Sol Celeste is a song by The Ted Williams Show, a band I joined about a year ago. The video footage was shot by Javier Tovar, of Monterrey, and by NASA. Enjoy!
Last Saturday, the Ted Williams Show, a Blues/Rock/Funk band I belong to, had a gig called “Voz en Off” at the Beaux Arts theater in the Convex Center of Monterrey. The theater is a top-notch venue, with excellent acoustics, very comfortable seats, and an enormously deep stage area.
Unfortunately, although we were able to fill more than half the seats, we weren’t able to recover even half of the production expenses. Still, we enjoyed the gig immensely, and would do it again in a heartbeat.
The video above is very amateur, and unfortunately, the friend of mine who recorded it, failed to record a single song from beginning to end, or to steady the camera. He still did a decent job, though; I’m glad to have this recording.
I was proud to sport my Honduran soccer jersey for the event!
I’ve been overworked, overwhelmed and overexcited.
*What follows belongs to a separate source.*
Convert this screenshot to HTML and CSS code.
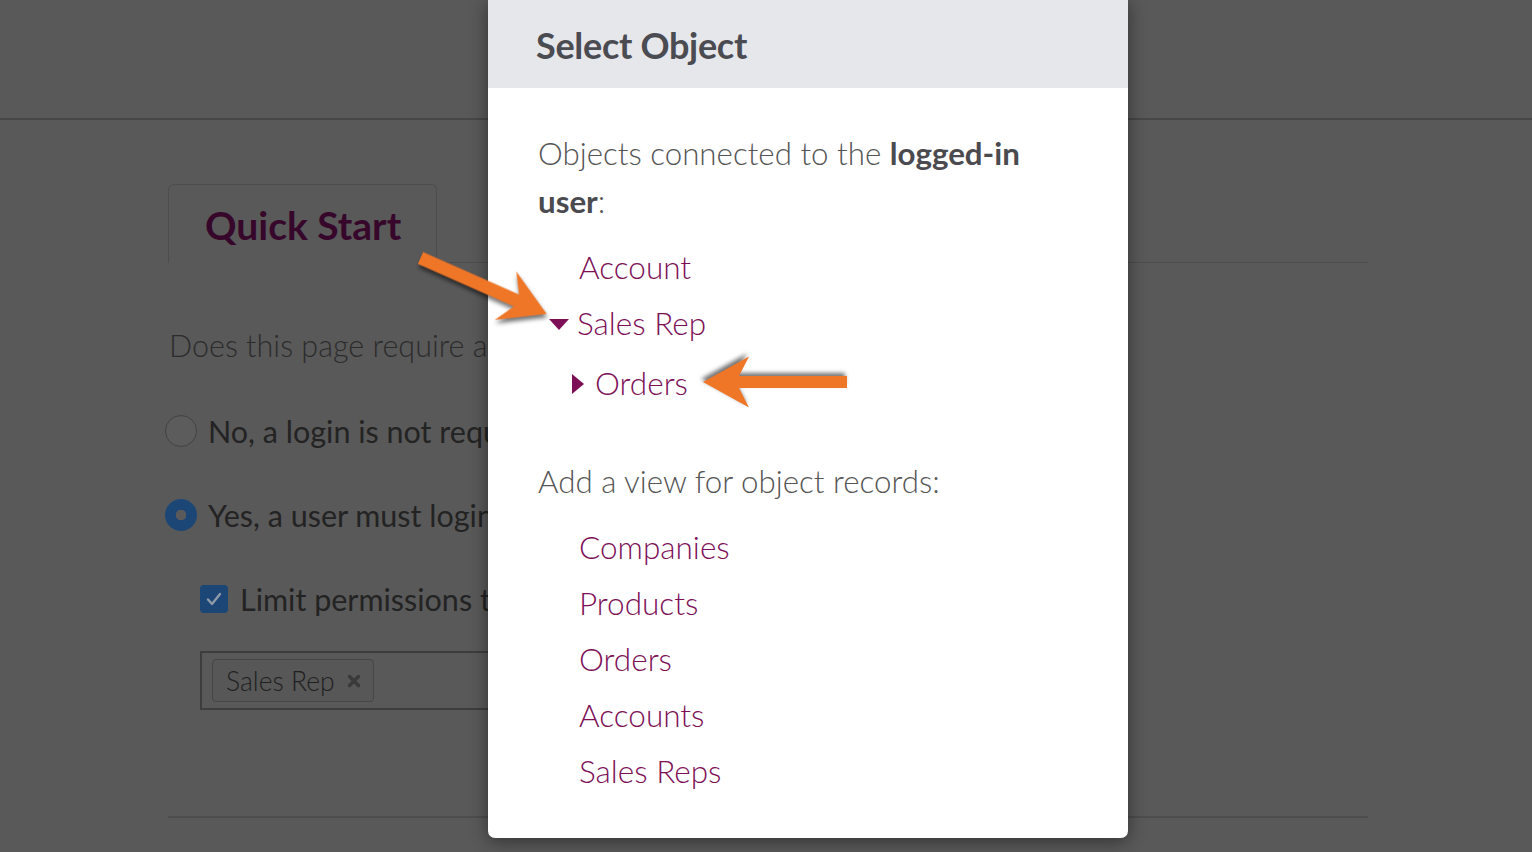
FILE: index.html
```html
<!DOCTYPE html>
<html lang="en">
<head>
<meta charset="utf-8">
<title>Select Object</title>
<link rel="stylesheet" href="styles.css">
</head>
<body>
<div class="page">
  <header class="topbar"></header>
  <main class="content">
    <div class="tabs">
      <div class="tab active">Quick Start</div>
      <div class="tab-fill"></div>
    </div>
    <p class="question">Does this page require a user to log in?</p>
    <div class="option first">
      <span class="radio"></span>
      <span class="opt-label">No, a login is not required</span>
    </div>
    <div class="option">
      <span class="radio checked"></span>
      <span class="opt-label">Yes, a user must login to access</span>
    </div>
    <div class="option sub">
      <span class="checkbox"><svg viewBox="0 0 28 28" width="28" height="28"><path d="M8 14.5l4 4.5 8-10" fill="none" stroke="#8e9aa8" stroke-width="2.4" stroke-linecap="round" stroke-linejoin="round"/></svg></span>
      <span class="opt-label">Limit permissions to users</span>
    </div>
    <div class="tag-input">
      <span class="tag">Sales Rep <svg class="tag-x" viewBox="0 0 14 14" width="14" height="14"><path d="M2.5 2.5l9 9M11.5 2.5l-9 9" stroke="#3a3a3a" stroke-width="3.4" stroke-linecap="round"/></svg></span>
    </div>
    <div class="bottom-line"></div>
  </main>
</div>

<div class="modal">
  <div class="modal-head">Select Object</div>
  <div class="modal-body">
    <p class="intro">Objects connected to the <b>logged-in user</b>:</p>
    <ul class="tree">
      <li class="leaf"><a>Account</a></li>
      <li class="expanded">
        <div class="node"><span class="tri-down"></span><a>Sales Rep</a></div>
        <ul class="subtree">
          <li class="node collapsed"><span class="tri-right"></span><a>Orders</a></li>
        </ul>
      </li>
    </ul>
    <p class="intro second">Add a view for object records:</p>
    <ul class="tree records">
      <li class="leaf"><a>Companies</a></li>
      <li class="leaf"><a>Products</a></li>
      <li class="leaf"><a>Orders</a></li>
      <li class="leaf"><a>Accounts</a></li>
      <li class="leaf"><a>Sales Reps</a></li>
    </ul>
  </div>
</div>

<svg class="arrows" viewBox="0 0 1532 852" width="1532" height="852">
  <polygon class="arrow" transform="translate(420.5 258) rotate(23.9)" points="0,-6.5 105,-6.5 93,-26.5 138,0 93,26.5 105,6.5 0,6.5"/>
  <polygon class="arrow" transform="translate(847 382) rotate(180)" points="0,-6 108,-6 98,-25.5 144,0 98,25.5 108,6 0,6"/>
</svg>
</body>
</html>
```

FILE: styles.css
```css
* { box-sizing: border-box; }

html, body {
  margin: 0;
  padding: 0;
}

body {
  width: 1532px;
  height: 852px;
  overflow: hidden;
  background: #595959;
  font-family: Lato, "Open Sans", "Liberation Sans", sans-serif;
  position: relative;
}

.page {
  width: 1532px;
}

.topbar {
  height: 120px;
  border-bottom: 2px solid #474747;
}

.content {
  margin-left: 168px;
  width: 1200px;
  padding-top: 64px;
}

.tabs {
  display: flex;
  height: 79px;
}

.tab {
  width: 269px;
  height: 79px;
  border: 1px solid #4d4d4d;
  border-bottom: none;
  border-radius: 6px 6px 0 0;
  display: flex;
  align-items: center;
  padding-left: 36px;
  padding-top: 2px;
  font-size: 39px;
  font-weight: 700;
  color: #36072a;
  white-space: nowrap;
}

.tab-fill {
  flex: 1;
  border-bottom: 1px solid #4d4d4d;
}

.question {
  margin: 62px 0 0 1px;
  width: 319px;
  overflow: hidden;
  height: 40px;
  line-height: 40px;
  font-size: 30.5px;
  font-weight: 300;
  color: #2c2c2c;
  white-space: nowrap;
}

.option {
  display: flex;
  align-items: center;
  height: 40px;
  margin-top: 44px;
  margin-left: -3px;
  gap: 11px;
}

.option.first { margin-top: 46px; }

.option.sub {
  margin-left: 32px;
  gap: 12px;
}

.opt-label {
  font-size: 30.5px;
  font-weight: 400;
  color: #232323;
  white-space: nowrap;
  overflow: hidden;
  width: 280px;
}

.option.sub .opt-label { width: 248px; }

.radio {
  width: 32px;
  height: 32px;
  border-radius: 50%;
  border: 1.5px solid #434343;
  background: #5c5c5c;
  flex: none;
}

.radio.checked {
  border: none;
  background: radial-gradient(circle, #5a5a5a 0 5px, #1b4676 5.5px);
}

.checkbox {
  width: 28px;
  height: 28px;
  border-radius: 4px;
  background: #1b4676;
  flex: none;
  display: flex;
}

.tag-input {
  margin: 32px 0 0 32px;
  width: 288px;
  height: 59px;
  border: 2px solid #3d3d3d;
  border-right: none;
  padding: 6px 10px;
}

.tag {
  display: inline-flex;
  align-items: center;
  gap: 12px;
  height: 43px;
  padding: 0 12px 0 13px;
  border: 1.5px solid #454545;
  border-radius: 4px;
  background: #575757;
  font-size: 26.5px;
  font-weight: 300;
  color: #202020;
  white-space: nowrap;
}

.tag-x { margin-top: 1px; }

.bottom-line {
  margin-top: 106px;
  border-bottom: 2px solid #4d4d4d;
}

/* Modal */
.modal {
  position: absolute;
  left: 488px;
  top: 0;
  width: 640px;
  height: 838px;
  background: #fff;
  border-radius: 0 0 7px 7px;
  box-shadow: 0 3px 18px rgba(0, 0, 0, 0.45);
  overflow: hidden;
}

.modal-head {
  height: 88px;
  background: #e6e7eb;
  display: flex;
  align-items: center;
  padding-left: 48px;
  padding-top: 2px;
  font-size: 36px;
  font-weight: 700;
  color: #4b4b52;
  letter-spacing: -0.3px;
}

.modal-body {
  padding: 0 50px;
}

.intro {
  margin: 41px 0 0;
  font-size: 31.3px;
  line-height: 48px;
  font-weight: 300;
  color: #555;
}

.intro b {
  font-weight: 700;
  color: #4a4a4f;
}

.intro.second { margin-top: 46px; }

.tree {
  list-style: none;
  margin: 14px 0 0;
  padding-left: 41px;
  font-size: 31.5px;
  font-weight: 300;
  line-height: 56px;
}

.tree a { color: #7d0f57; }

.leaf {
  height: 56px;
}

.expanded { margin-left: -30px; }

.node {
  display: flex;
  align-items: center;
  height: 56px;
}

.tri-down {
  width: 0;
  height: 0;
  border-left: 10px solid transparent;
  border-right: 10px solid transparent;
  border-top: 11px solid #7d0f57;
  margin-right: 8px;
  margin-top: 2px;
}

.subtree {
  list-style: none;
  margin: 4px 0 0;
  padding-left: 23px;
}

.tri-right {
  width: 0;
  height: 0;
  border-top: 10px solid transparent;
  border-bottom: 10px solid transparent;
  border-left: 12px solid #7d0f57;
  margin-right: 11px;
  margin-top: 2px;
}

.records { margin-top: 14px; }

/* Annotation arrows */
.arrows {
  position: absolute;
  left: 0;
  top: 0;
  pointer-events: none;
}

.arrow {
  fill: #f07627;
  filter: drop-shadow(2px 3px 2px rgba(0, 0, 0, 0.55));
}
```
I prepared this blog post last monday, but since I don’t have access to the internet except at home, and have been incredibly busy, here it is, a week late:
Sunday 20090607 11:47 PM
Grubby and noisy, the Iguana cafe isn’t going to win any awards for cleanliness. My past two Sunday evenings have been spent in this place, full of the reek of stale beer and tobacco smoke. A top-notch sound system and stage lighting, and the best emerging rock bands in the city make this the unlikely place for me to be tonight
The band I belong to, “The Ted Williams Show” is performing here in an annual rock competition called “Iguana Rock”. After the qualifying round last Sunday, where 28 bands played until past midnight, we were chosen, with eleven others, to return for the finals.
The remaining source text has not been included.